Mike Krieger acknowledges a dual emotion among top engineers: immense excitement about their new leverage with AI, but also a genuine sadness for the disappearing craft of coding. The experience of dreaming about a code problem and waking up with an elegant solution is fading.
Krieger highlights a new paradigm where he delegates multi-hour tasks to the AI before bed. The model autonomously handles obstacles, like a service outage, by building temporary scaffolds and then completing the original task when the service returns.

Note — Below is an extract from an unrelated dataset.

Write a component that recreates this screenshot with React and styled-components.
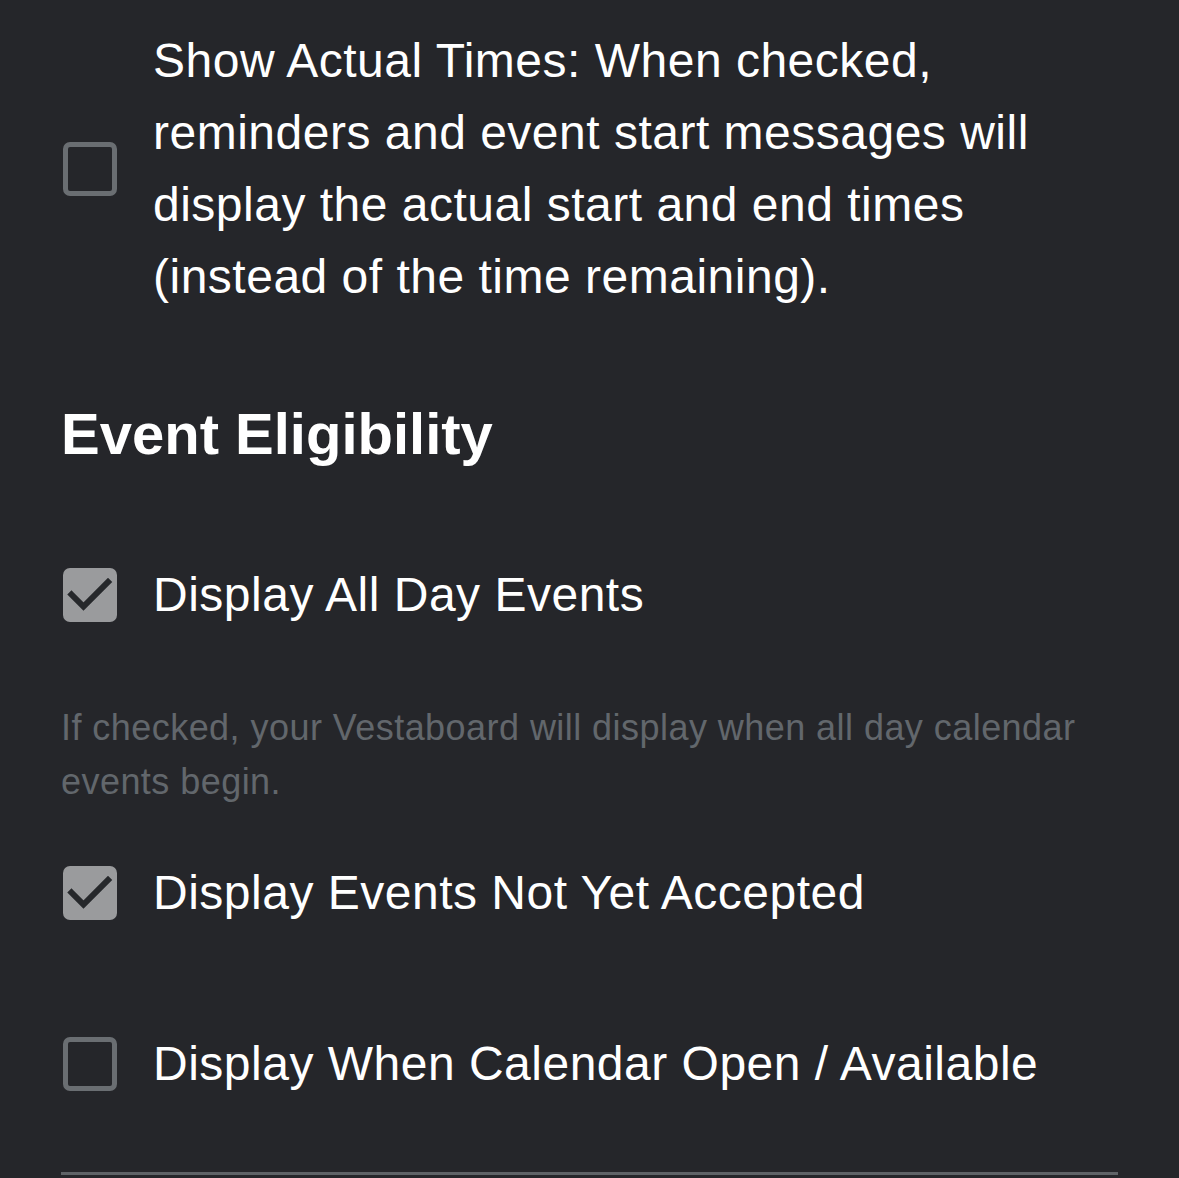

For tasks too complex for a single prompt, Krieger uses "dynamic workflows." This involves designing a multi-step plan (e.g., understand, spec, translate, test) which the AI executes autonomously. This allowed Fable to port a complex Python project to TypeScript over a weekend.
Despite access to the powerful Fable model, Mike Krieger finds it's "overkill" for simple queries like sports scores. He deliberately uses the faster, less "thoughtful" Sonnet model on his phone, highlighting the need for a "model fleet" approach for different tasks.
A key advancement in Fable is its ability to exercise judgment. When receiving feedback from a human or another AI, it can analyze the suggestion and disagree, explaining why its original approach is better for the given context, thus mimicking a senior collaborator.
Advanced AI models are closing the gap between intent and execution for non-coders. Mike Krieger cites a recruiter at Anthropic who, for the first time, could build a tool from her imagination, then iterate on and deploy it to her entire organization without engineering support.
Krieger demonstrates an "agent-native architecture" where the AI isn't just a feature but can directly modify the application's source code. A long-press on a chat button allows him to request features, which the AI then implements, builds, and deploys.
Instagram Co-founder Mike Krieger says the engineer's role is evolving. The satisfaction of elegantly solving a problem in code is being replaced by the ability to manage AI teammates, define high-level architecture, verify outputs, and handle production incidents—skills that are more about orchestration than implementation.
To trust AI-generated code, Krieger’s team requires pull requests to include visual proof, such as a "full screenshot gallery of the full UI." This allows human reviewers to quickly spot issues in error states or animations that code review alone would miss, tightening the development loop.